Pioneering nursing scheme in Havering aims to ‘break down barriers’
PUBLISHED: 12:35 02 December 2016 | UPDATED: 12:35 02 December 2016
Matt Lund (Nelft)
Nurses caring for people with mental health problems can now be trained in both mental and physical health simultaneously in a groundbreaking new scheme.
The North East London NHS Foundation Trust (Nelft), which is responsible for mental health services in Havering, has introduced a new “rotational nurses” programme.
The Recorder met Nelft rotational nurse lead Paul Chesnaye at Nelft’s Goodmayes Hospital headquarters in Barley Lane, Goodmayes, to discuss the innovative new scheme.
“Historically there has been a separation, it’s always been this is mental health and this is physical health and never the twain shall meet,” he said.
“Now, with the NHS’ five-year-forward plan, there’s more of a focus on the integration of services and this seems to be a good way of doing that.”
The trust’s first rotational nurse programme began in September 2013 and saw three registered nurses sign up to be trained across disciplines.
“You get into nursing to care for people,” said rotational nurse Sally Barbrook, one of the three to originally take part.
“And by being made competent in both mental and physical healthcare, you’re able to provide more holistic care for the people who need it.

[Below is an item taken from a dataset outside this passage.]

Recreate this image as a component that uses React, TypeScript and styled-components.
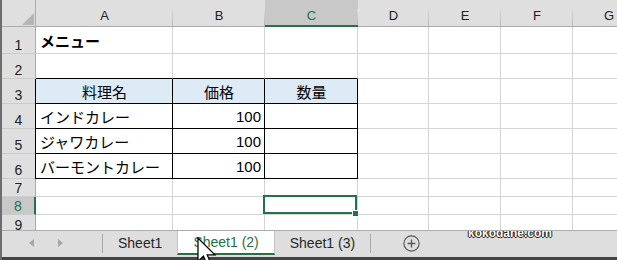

“We’re trying to break down barriers and hopefully create a more integrated service.”
The training ensures nurses are made “dual-competent”, meaning they study a mix of mental and physical health and are able to put both sets of skills into practice day-to-day.
Mr Chesnaye said: “An important aspect of the training is it also gives some weight to how the nurse feels.
“It’s not just a supervisor coming down once to watch them do something and then signing it off, the programme is designed so that the nurses have to feel competent themselves before they’re signed off.”
The programme’s second wave of 16 rotational nurses are now in training, with both registered mental health nurses and adult nurses applying.
“It makes sense, because a patient’s mental health and their physical health are linked,” Mr Chesnaye continued.
“If you’re admitted to hospital with a serious illness, that is going to cause anxiety and affect your mental health, and if you’re depressed, you’re going to take less good care of your physical wellbeing.
“We’re trying to improve the patient experience by giving nurses the tools to carry out both mental health and adult health checks at the same time.
“For me, to be involved in something like this, it has been an absolute privilege.”